:: CHALLENGE ::
Scan each line of the records for the word "screenshot" and extract the ones that have it.

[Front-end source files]

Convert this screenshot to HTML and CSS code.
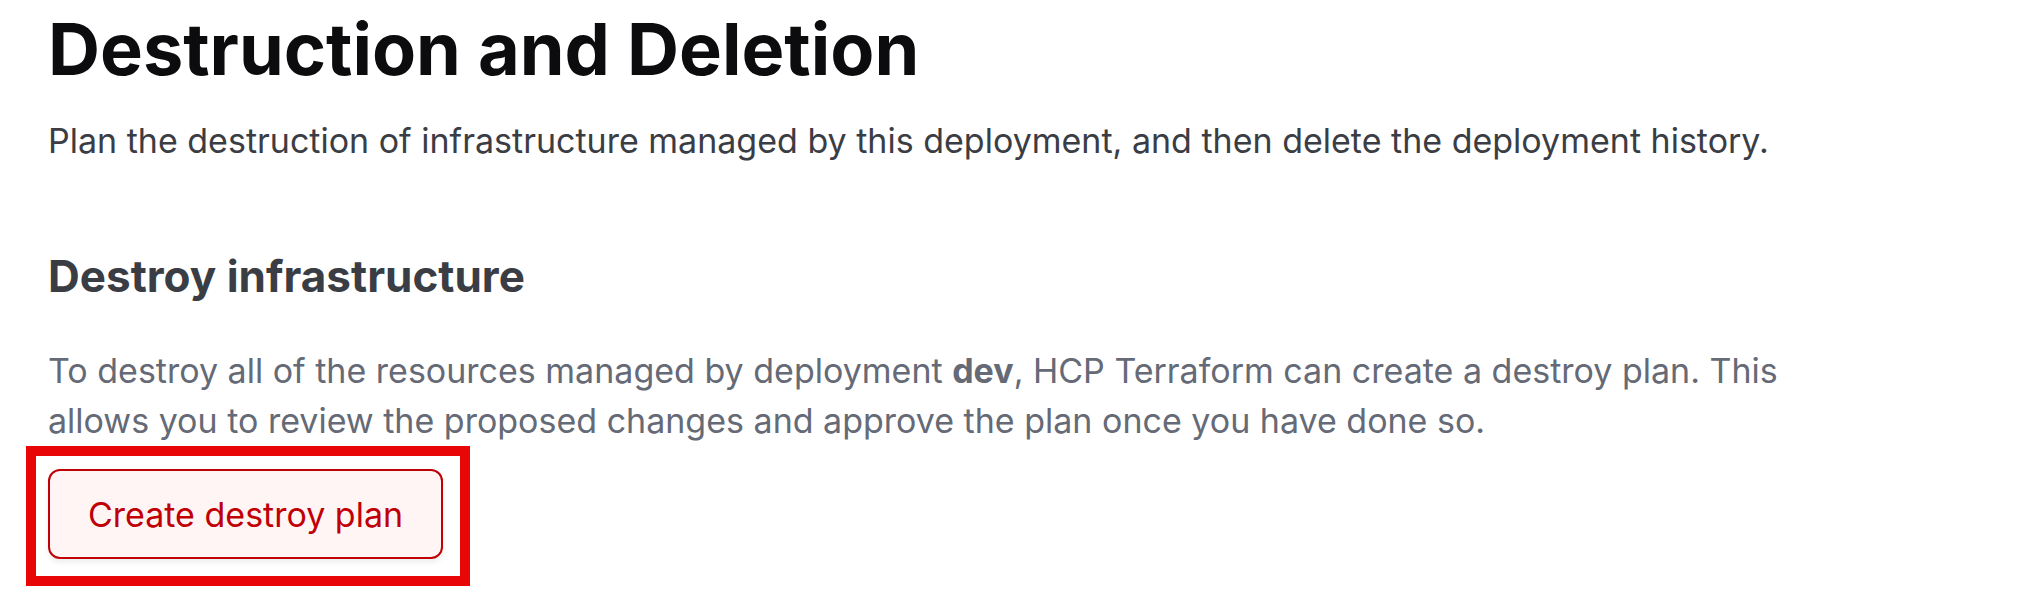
FILE: index.html
```html
<!DOCTYPE html>
<html lang="en">
<head>
<meta charset="utf-8">
<title>Destruction and Deletion</title>
<link rel="stylesheet" href="styles.css">
</head>
<body>
<main class="page">
  <header class="intro">
    <h1 class="title">Destruction and Deletion</h1>
    <p class="lead">Plan the destruction of infrastructure managed by this deployment, and then delete the deployment history.</p>
  </header>
  <section class="section">
    <h2 class="subtitle">Destroy infrastructure</h2>
    <p class="description">To destroy all of the resources managed by deployment <strong>dev</strong>, HCP Terraform can create a destroy plan. This allows you to review the proposed changes and approve the plan once you have done so.</p>
    <div class="highlight">
      <button class="button" type="button">Create destroy plan</button>
    </div>
  </section>
</main>
</body>
</html>
```

FILE: styles.css
```css
* {
  box-sizing: border-box;
}

body {
  margin: 0;
  background: #fff;
  font-family: Inter, "Liberation Sans", sans-serif;
}

.page {
  padding: 0 48px;
}

.title {
  margin: 0;
  color: #0c0c0e;
  font-size: 72px;
  line-height: 98px;
  font-weight: 700;
}

.lead {
  margin: 18px 0 0;
  color: #3b3d45;
  font-size: 34px;
  line-height: 50px;
}

.subtitle {
  margin: 80px 0 0;
  color: #3b3d45;
  font-size: 44px;
  line-height: 60px;
  font-weight: 700;
}

.description {
  max-width: 1780px;
  margin: 40px 0 0;
  color: #656a76;
  font-size: 34px;
  line-height: 50px;
}

.description strong {
  font-weight: 700;
}

.highlight {
  width: fit-content;
  margin: 0 0 0 -22px;
  padding: 13px 17px 17px 12px;
  border: 10px solid #e90606;
}

.button {
  display: block;
  padding: 21px 38px 19px;
  border: 2px solid #c00005;
  border-radius: 12px;
  background: #fff5f5;
  box-shadow: 0 4px 4px rgba(101, 106, 118, 0.1);
  color: #c00005;
  font-family: inherit;
  font-size: 34px;
  line-height: 46px;
}
```
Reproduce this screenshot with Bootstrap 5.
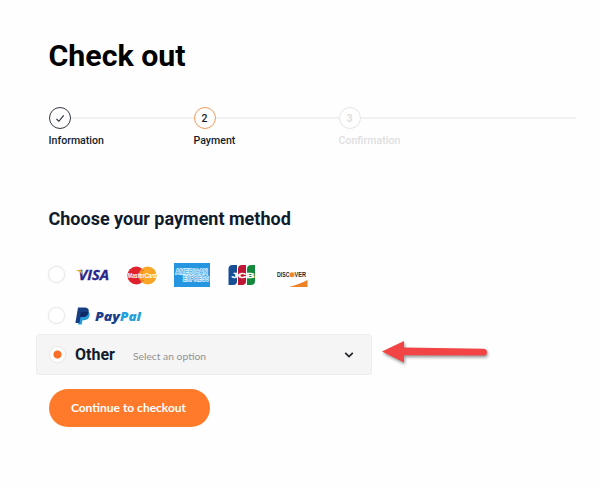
<!DOCTYPE html>
<html lang="en">
<head>
<meta charset="utf-8">
<meta name="viewport" content="width=device-width, initial-scale=1">
<title>Check out</title>
<link href="https://cdn.jsdelivr.net/npm/bootstrap@5.3.0/dist/css/bootstrap.min.css" rel="stylesheet">
<style>
body{font-family:Roboto,"Liberation Sans",sans-serif;color:#101c2c;background:#fefefe;height:488px;overflow:hidden}
.checkout{padding:38px 24px 0 36px}
.inset{padding-left:12.5px}
.page-title{font-size:30.3px;line-height:36px;font-weight:700;color:#000}
.steps{margin-top:33px}
.step{width:145px;font-size:10.6px;line-height:14px}
.step:last-child{width:237px}
.step-line{height:2px;background:#f1f1f1}
.dot{width:22px;height:22px;border:1px solid #343a42;font-size:10.5px;line-height:21px;flex:none}
.current .dot{border-color:#f09a5c}
.upcoming{color:#dedede}
.upcoming .dot{border-color:#e6e6e6}
.step-label{margin-top:5px;font-weight:500}
.upcoming .dot{font-weight:700}
.method-title{font-size:18px;line-height:22px;font-weight:700;margin-top:60px}
.card-row{margin-top:24px}
.method{height:41px;padding-left:12px}
.method .form-check-input{width:17px;height:17px;margin:0;border:1px solid #e8e8e8;background-color:#fff;box-shadow:0 0 2px #eee;flex:none}
.method .form-check-input:checked{background-image:radial-gradient(circle,#fb7029 3.7px,#fff 4.4px)}
.brand{flex:none;display:block;overflow:visible}
.other-row{margin-top:-2px}
.other-box{width:336px;background:#f5f5f5;border:1px solid #ededed;border-radius:3px}
.other-name{font-size:16px;font-weight:700;line-height:20px;width:58px}
.other-hint{font-family:Lato,sans-serif;font-size:10.3px;color:#929292;line-height:14px;padding-top:3px}
.pay-btn{font-family:Lato,sans-serif;font-size:12px;font-weight:700;width:161px;height:38px;margin:14px 0 0 12.5px;background:#ff7a2b;color:#fff;border:0;padding:0 1px 1px 0}
.pay-btn:hover{background:#f46e20;color:#fff}
</style>
<script src="https://cdn.jsdelivr.net/npm/bootstrap@5.3.0/dist/js/bootstrap.bundle.min.js"></script>
</head>
<body>
<main class="checkout">
  <h1 class="page-title inset mb-0">Check out</h1>
  <div class="steps inset d-flex">
    <div class="step">
      <div class="d-flex align-items-center"><span class="dot rounded-circle d-flex align-items-center justify-content-center"><svg width="10" height="9" viewBox="0 0 10 9" fill="none" stroke="#202832" stroke-width="1.1"><path d="M1.500 5 3.900 7.300 8.700 1.400"/></svg></span><span class="step-line flex-grow-1"></span></div>
      <div class="step-label">Information</div>
    </div>
    <div class="step current">
      <div class="d-flex align-items-center"><span class="dot rounded-circle text-center fw-medium">2</span><span class="step-line flex-grow-1"></span></div>
      <div class="step-label">Payment</div>
    </div>
    <div class="step upcoming">
      <div class="d-flex align-items-center"><span class="dot rounded-circle text-center">3</span><span class="step-line flex-grow-1"></span></div>
      <div class="step-label">Confirmation</div>
    </div>
  </div>
  <h2 class="method-title inset mb-0">Choose your payment method</h2>
  <form>
    <div class="card-row method d-flex align-items-center">
      <input class="form-check-input" type="radio" name="pay" aria-label="Card">
      <svg class="brand" style="margin-left:10px" width="36" height="26" viewBox="0 0 36 26"><text x="3.500" y="18.300" font-family="Open Sans" font-weight="700" font-style="italic" font-size="14.500" fill="#28268a" stroke="#28268a" stroke-width=".3" textLength="30.500" lengthAdjust="spacingAndGlyphs">VISA</text><path d="M1 8h4.200q1.300 0 1.600 1.300l.8 3.700Q5.500 9.500 1 8.300z" fill="#e7aa32"/></svg>
      <svg class="brand" style="margin-left:16px" width="30" height="26" viewBox="0 0 30 26"><circle cx="9.300" cy="13.500" r="9" fill="#e0222f"/><circle cx="20.700" cy="13.500" r="9" fill="#f9a526"/><path d="M15 7v13M14 8.500h3M14 18.500h3" stroke="#ee7b22" stroke-width="1"/><text x=".500" y="16" font-family="Liberation Sans" font-weight="700" font-style="italic" font-size="6.800" fill="#fff" textLength="29" lengthAdjust="spacingAndGlyphs">MasterCard</text></svg>
      <svg class="brand" style="margin-left:17px" width="36" height="26" viewBox="0 0 36 26"><rect y="1" width="36" height="24" fill="#2796e0"/><g font-family="Liberation Sans" font-weight="700" font-size="6.500" fill="#62b5ea" stroke="#dff3ff" stroke-width="1.300" paint-order="stroke"><text x="1.500" y="12" textLength="32" lengthAdjust="spacingAndGlyphs">AMERICAN</text><text x="9" y="18.800" textLength="26" lengthAdjust="spacingAndGlyphs">EXPRESS</text></g></svg>
      <svg class="brand" style="margin-left:18px" width="28" height="26" viewBox="0 0 28 26"><path d="M4.500 3H9v16q0 4-4 4H.5V7q0-4 4-4z" fill="#164f96"/><path d="M14 3h4v16q0 4-4 4h-4V7q0-4 4-4z" fill="#bd1735"/><path d="M23.500 3H27v16q0 4-4 4h-4V7q0-4 4.500-4z" fill="#14883b"/><text x="3.500" y="16.200" font-family="Liberation Sans" font-weight="700" font-size="8" fill="#fff" stroke="#fff" stroke-width=".4" textLength="23" lengthAdjust="spacingAndGlyphs">JCB</text></svg>
      <svg class="brand" style="margin-left:21px" width="31" height="26" viewBox="0 0 31 26"><g font-family="Liberation Sans" font-weight="700" font-size="6.400" fill="#292929"><text y="15" textLength="12.500" lengthAdjust="spacingAndGlyphs">DISC</text><text x="17.500" y="15" textLength="11.500" lengthAdjust="spacingAndGlyphs">VER</text></g><circle cx="15" cy="12.800" r="2.500" fill="#ee8a29"/><path d="M12 25Q23 22 30.500 18v7z" fill="#ee8126"/></svg>
    </div>
    <div class="method d-flex align-items-center">
      <input class="form-check-input" type="radio" name="pay" aria-label="PayPal">
      <svg class="brand" style="margin-left:9.500px" width="67" height="20" viewBox="0 0 67 20"><path d="M6 5h6q3.600 1 2.400 5-1 4.300-6 4.300H7.500l-.8 4.200H3z" fill="#249bd6"/><path d="M3 1.500h6.500q5 0 4.200 4.500-.8 5-6.500 5H5.500l-1 6H.4z" fill="#173e80"/><path d="M6 6h5.500q1 0 2 .5-1.200 4.500-6.300 4.500H5.200z" fill="#112a66"/><g font-family="Open Sans" font-weight="800" font-style="italic" font-size="12.500"><text x="20" y="15" fill="#193f8b" textLength="25" lengthAdjust="spacingAndGlyphs">Pay</text><text x="45" y="15" fill="#249fdc" textLength="21" lengthAdjust="spacingAndGlyphs">Pal</text></g></svg>
    </div>
    <div class="other-row d-flex align-items-center">
      <label class="other-box method d-flex align-items-center">
        <input class="form-check-input" type="radio" name="pay" checked>
        <span class="other-name" style="margin-left:9px">Other</span>
        <span class="other-hint">Select an option</span>
        <svg class="ms-auto" style="margin-right:17px" width="10" height="8" viewBox="0 0 10 8" fill="none" stroke="#20242a" stroke-width="1.700"><path d="M1.200 1.800 5 5.600 8.800 1.800"/></svg>
      </label>
      <svg class="brand" style="margin-left:10px;filter:drop-shadow(1px 2px 1.500px #0006)" width="106" height="26" viewBox="0 0 106 26"><path d="M0 8.500 22-2v6.600L101 5.800q4 0 4 3.400t-4 3.400L22 12.200v7.300z" transform="translate(0 1)" fill="#f24444"/></svg>
    </div>
    <button class="btn pay-btn rounded-pill" type="button">Continue to checkout</button>
  </form>
</main>
</body>
</html>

:: TASK RESPONSE ::
Convert this screenshot to HTML and CSS code.
Reproduce this screenshot with Bootstrap 5.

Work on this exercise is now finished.